If you have ruled out index changes, or done as much as you can in that direction, the only thing that you can do from there is to improve the IO performance. As we know nothing of your IO subsystem we can't help you much at the moment, but a few general tips include keeping tempdb on different drives to your main database, for some IO patterns keeping logs on different spindles can help too, or look to spreading the indexes between filegroups on different drive, and so forth. If you have enterprise edition so can use partitioning and your insert blocks map to a nice partitioning scheme, you could use partition switching to do the inserts faster then switch the whole block in in one do. If your data stores are SAN based, try moving tempdb to local drives. If you have control to change the hardware perhaps have some/all structures on SSDs. Adding more ram may help but probably not: you'd have to add enough that all those index sort operations could all happen in RAM all at the same time and SQL Server might still spool to disk (because it considered the RAM better used for something else) and even if you can arrange for the whole sorting operation to be done in RAM the data still has to be written to physical media at the end, there is no avoiding that.
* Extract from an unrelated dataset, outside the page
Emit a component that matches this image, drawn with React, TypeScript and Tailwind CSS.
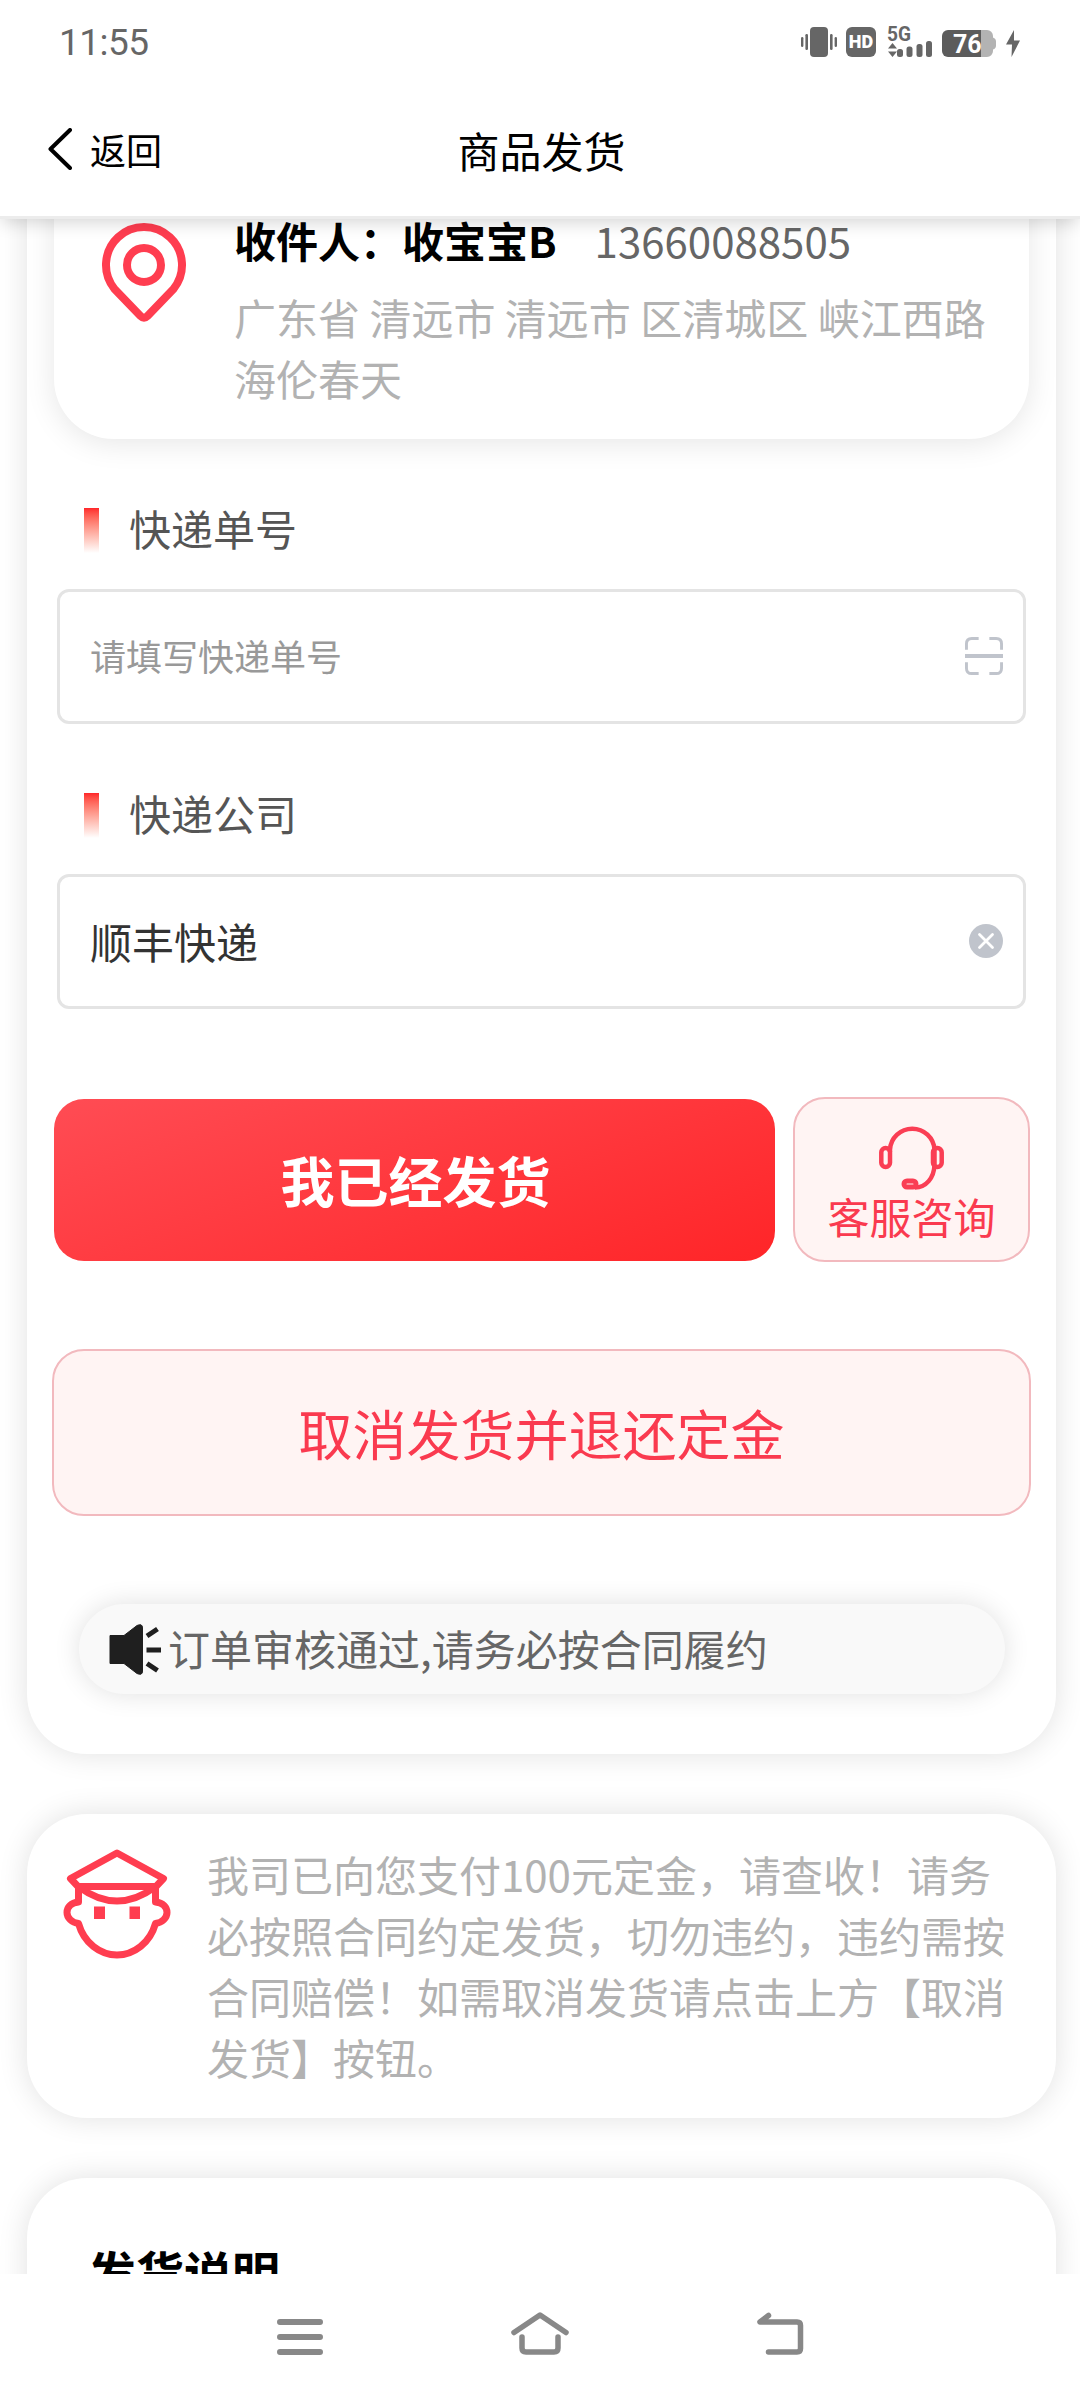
import type { ReactNode } from 'react';

function StatusBar() {
  return (
    <div className="flex h-[84px] items-start justify-between pl-[59px] pr-[60px] pt-[27px] text-[#666]">
      <span className="mt-[-3px] font-['Roboto'] text-[37px] leading-[38px] tracking-[-0.5px]">11:55</span>
      <div className="flex items-start">
        {/* Vibrate */}
        <svg className="h-[30px] w-9" viewBox="0 0 36 30" fill="currentColor">
          <rect x="9" y="0" width="18" height="30" rx="4" />
          <rect x="0" y="10" width="2.4" height="10" rx="1.2" />
          <rect x="4.4" y="7" width="2.6" height="16" rx="1.2" />
          <rect x="29" y="7" width="2.6" height="16" rx="1.2" />
          <rect x="33.6" y="10" width="2.4" height="10" rx="1.2" />
        </svg>
        <div className="ml-[9px] flex size-[30px] items-center justify-center rounded-md bg-[#666] font-['Roboto'] text-[18px] leading-none font-black text-white">
          HD
        </div>
        {/* Signal */}
        <svg className="ml-3 h-[30px] w-11 overflow-visible" viewBox="0 0 44 30" fill="currentColor">
          <text x="-1" y="14" fontFamily="Roboto" fontWeight="700" fontSize="19.5" textLength="24" lengthAdjust="spacingAndGlyphs">5G</text>
          <path d="M4.500 16 9 21.500H0ZM4.500 30 9 24.500H0Z" />
          <rect x="9" y="22" width="6" height="8" rx="2.500" />
          <rect x="18.500" y="19.500" width="6" height="10.500" rx="2.500" />
          <rect x="28.500" y="17" width="6" height="13" rx="2.500" />
          <rect x="38" y="14" width="6" height="16" rx="2.500" />
        </svg>
        {/* Battery */}
        <svg className="ml-[10px] mt-[3px] h-[27px] w-[54px] overflow-visible" viewBox="0 0 54 27">
          <path d="M39 0h6a6 6 0 0 1 6 6v1.500q3 1 3 4v4q0 3-3 4V21a6 6 0 0 1-6 6h-6Z" fill="#b3b3b3" />
          <path d="M6 0H39V27H6a6 6 0 0 1-6-6V6a6 6 0 0 1 6-6Z" fill="#5c5c5c" />
          <text x="11" y="23" fill="#fff" fontFamily="Roboto" fontWeight="700" fontSize="25">76</text>
        </svg>
        <svg className="ml-[10px] mt-[3px] h-[27px] w-[14px]" viewBox="0 0 14 27" fill="currentColor">
          <path d="M8 0 0 14.500h6L5.500 27 14 10.500H8Z" />
        </svg>
      </div>
    </div>
  );
}

function Header() {
  return (
    <header className="relative z-10 h-[219px] border-b-[3px] border-[#ececec] bg-white shadow-[0_6px_16px_-2px_rgba(0,0,0,0.16)]">
      <StatusBar />
      <div className="grid h-[132px] grid-cols-3 items-center pb-[2px] text-black">
        <button className="flex items-center pl-[48px] text-left text-[36px]">
          <svg className="-mt-px h-[42px] w-6" viewBox="0 0 24 42" fill="none" stroke="currentColor" strokeWidth="4" strokeLinecap="round" strokeLinejoin="round">
            <path d="M22 2 2.500 21 22 40" />
          </svg>
          <span className="ml-[18px]">返回</span>
        </button>
        <h1 className="pl-[3px] text-center text-[42px]">商品发货</h1>
      </div>
    </header>
  );
}

function Card({ className, children }: { className: string; children: ReactNode }) {
  return (
    <section className={`rounded-[60px] bg-white shadow-[0_0_30px_rgba(0,0,0,0.12)] ${className}`}>
      {children}
    </section>
  );
}

function FieldLabel({ text }: { text: string }) {
  return (
    <div className="mt-[59px] flex h-[60px] items-center pl-[30px]">
      <i className="mt-1 h-[45px] w-[15px] bg-linear-to-b from-[#ff2429] to-white" />
      <span className="ml-[30px] text-[42px] leading-[60px] text-[#555]">{text}</span>
    </div>
  );
}

function PinIcon() {
  return (
    <svg className="mt-3 h-[102px] w-[86px] shrink-0" viewBox="0 0 86 102" fill="none" stroke="#ff3d50" strokeWidth="8">
      <path d="M13.500 67A38 38 0 1 1 72.500 67L46.500 94Q43 97.500 39.500 94Z" strokeLinejoin="round" />
      <circle cx="43" cy="43" r="17" />
    </svg>
  );
}

function HeadsetIcon() {
  return (
    <svg className="size-[65px]" viewBox="0 0 65 65" fill="none" stroke="#fa3e54" strokeWidth="4.500">
      <rect x="2.300" y="23" width="8.700" height="19" rx="4.300" />
      <rect x="54" y="23" width="8.700" height="19" rx="4.300" />
      <path d="M11 27V24.500a22.300 22.300 0 0 1 44.500 0V40C55 53 47 62.500 36 62.500" />
      <rect x="25" y="56" width="12" height="6" rx="3" strokeWidth="5" />
    </svg>
  );
}

function SpeakerIcon() {
  return (
    <svg className="h-[51px] w-[52px]" viewBox="0 0 52 51" fill="#1f1f1f" stroke="#1f1f1f">
      <path d="M1 11.500H15L28 1.500Q33.500-1 33.500 4V47Q33.500 52 28 49.500L15 39.500H1Z" />
      <path d="M38 12 48.500 5M37.500 26H52M38 39.500 48.500 46.500" strokeWidth="5" />
    </svg>
  );
}

function OfficerIcon() {
  return (
    <svg className="h-[110px] w-[108px] shrink-0" viewBox="0 0 108 110" fill="none" stroke="#ff3d50" strokeWidth="7" strokeLinejoin="round">
      <path d="M54 4 100.500 29.500 93 37.500H15L7.500 29.500Z" />
      <path d="M16 38Q54 66 92 38" />
      <path d="M15.500 38V53C8 54 4 58 4 63.500S9 73.500 15.500 74.500C21 94 37 106 54 106S87 94 92.500 74.500C99 73.500 104 69 104 63.500S100 54 92.500 53V38" />
      <path d="M31 57.500h11V70H31ZM66.500 57.500H77V70H66.500Z" fill="#ff3d50" stroke="none" />
    </svg>
  );
}

function NavBar() {
  return (
    <nav className="flex h-[126px] items-start bg-white pl-[277px] pt-[37px]">
      <svg className="h-[46px] w-[46px]" viewBox="0 0 46 46" stroke="#888" strokeWidth="6" strokeLinecap="round">
        <path d="M3 11H43M3 26H43M3 41H43" />
      </svg>
      <svg className="ml-[187px] h-[46px] w-[60px]" viewBox="0 0 60 46" fill="none" stroke="#888" strokeWidth="5.500" strokeLinecap="round" strokeLinejoin="round">
        <path d="M4 21.500 30 4 56 21.500" />
        <path d="M12 26V37Q12 41 16 41H44Q48 41 48 37V26" />
      </svg>
      <svg className="ml-[186px] h-[46px] w-[50px]" viewBox="0 0 50 46" fill="none" stroke="#888" strokeWidth="5.500" strokeLinecap="round" strokeLinejoin="round">
        <path d="M12.500 4.500 4 11H41Q44.500 11 44.500 14.500V37.500Q44.500 41 41 41H12.500" />
      </svg>
    </nav>
  );
}

export default function App() {
  return (
    <div className="flex h-[2400px] w-[1080px] flex-col overflow-hidden bg-white font-['Noto_Sans_CJK_SC',sans-serif]">
      <Header />

      {/* Scrolled content */}
      <main className="h-[2055px] overflow-hidden pl-[27px] pr-6">
        <Card className="mt-[-143px] h-[1678px] px-[27px] pt-[30px]">
          <div className="flex h-[333px] rounded-[60px] bg-white pl-[47px] pt-[104px] shadow-[0_4px_30px_rgba(0,0,0,0.1)]">
            <PinIcon />
            <div className="ml-[47px] w-[770px]">
              <p className="flex text-[42px] leading-[60px]">
                <b className="text-black">收件人：收宝宝B</b>
                <span className="ml-[38px] text-[#666]">13660088505</span>
              </p>
              <p className="mt-[16px] text-[42px] leading-[61px] text-[#b2b2b2]">
                广东省 清远市 清远市 区清城区 峡江西路
                <br />
                海伦春天
              </p>
            </div>
          </div>

          <FieldLabel text="快递单号" />
          <div className="ml-[3px] mr-[3px] mt-[31px] flex h-[135px] items-center rounded-xl border-[3px] border-[#e4e4e4] pl-[30px] pr-5">
            <input className="min-w-0 flex-1 pb-[3px] text-[36px] placeholder:text-[#999]" placeholder="请填写快递单号" />
            <svg className="-mt-px size-[38px]" viewBox="0 0 39 39" fill="none" stroke="#c0c4cc" strokeWidth="3">
              <path d="M1.500 13V7Q1.500 1.500 7 1.500H14M25 1.500h7q5.500 0 5.500 5.500v6M37.500 26v6q0 5.500-5.500 5.500H25M14 37.500H7Q1.500 37.500 1.500 32V26" />
              <path d="M0 19.500H39" strokeWidth="4" />
            </svg>
          </div>

          <FieldLabel text="快递公司" />
          <div className="ml-[3px] mr-[3px] mt-[31px] flex h-[135px] items-center rounded-xl border-[3px] border-[#e4e4e4] pl-[30px] pr-5">
            <input className="min-w-0 flex-1 pb-[3px] text-[42px] text-[#333]" defaultValue="顺丰快递" />
            <svg className="-mt-px size-[34px]" viewBox="0 0 34 34">
              <circle cx="17" cy="17" r="17" fill="#c0c4cc" />
              <path d="M10.500 10.500 23.500 23.500M23.500 10.500 10.500 23.500" stroke="#fff" strokeWidth="2.800" strokeLinecap="round" />
            </svg>
          </div>

          <div className="mt-[88px] flex items-start">
            <button className="mt-[2px] h-[162px] w-[721px] shrink-0 rounded-[30px] bg-linear-[160deg] from-[#ff4c54] to-[#ff2528] pb-[2px] pl-[2px] text-[54px] font-bold text-white">
              我已经发货
            </button>
            <button className="ml-[18px] flex h-[165px] w-[237px] shrink-0 flex-col items-center rounded-[32px] border-2 border-[#f2b9be] bg-[#fff4f3] pt-[26px]">
              <HeadsetIcon />
              <span className="-mt-1 text-[42px] leading-[60px] text-[#fa3a4f]">客服咨询</span>
            </button>
          </div>

          <button className="-ml-[2px] mt-[87px] h-[167px] w-[979px] rounded-[32px] border-2 border-[#f2b9be] bg-[#fff4f3] text-[54px] text-[#fa3a4f]">
            取消发货并退还定金
          </button>

          <div className="ml-[25px] mt-[88px] flex h-[90px] w-[926px] items-center rounded-full bg-[#f9f9f9] pl-[30px] shadow-[0_0_27px_rgba(20,0,0,0.12)]">
            <SpeakerIcon />
            <span className="ml-[7px] text-[42px] leading-[87px] text-[#666] -mt-[3px]">订单审核通过,请务必按合同履约</span>
          </div>
        </Card>

        <Card className="mt-[60px] flex h-[304px] pl-9 pt-[35px]">
          <OfficerIcon />
          <p className="-mt-[6px] ml-9 w-[800px] text-[42px] leading-[61px] text-[#b2b2b2]">
            我司已向您支付100元定金，请查收！请务
            <br />
            必按照合同约定发货，切勿违约，违约需按
            <br />
            合同赔偿！如需取消发货请点击上方【取消
            <br />
            发货】按钮。
          </p>
        </Card>

        <Card className="mt-[60px] h-[400px] px-[61px] pt-[58px]">
          <h2 className="text-[48px] leading-[70px] font-bold text-black">发货说明</h2>
        </Card>
      </main>

      <NavBar />
    </div>
  );
}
There are a lot of articles (and whole books) out there on the subject of optimising your database IO system unfortunately. If you list your current disk technolog{y|ies} and layout someone might be able to make suggestions for practical things to try first. No matter what you try, remember to run realistic application benchmarks: artificial benchmarks are useful as a quick and easy gauge of what to expect, but sometimes a complexity of your real workload will mean that a massive benefit seen in artificial benchmarks in dev/tes is all but destroyed in production.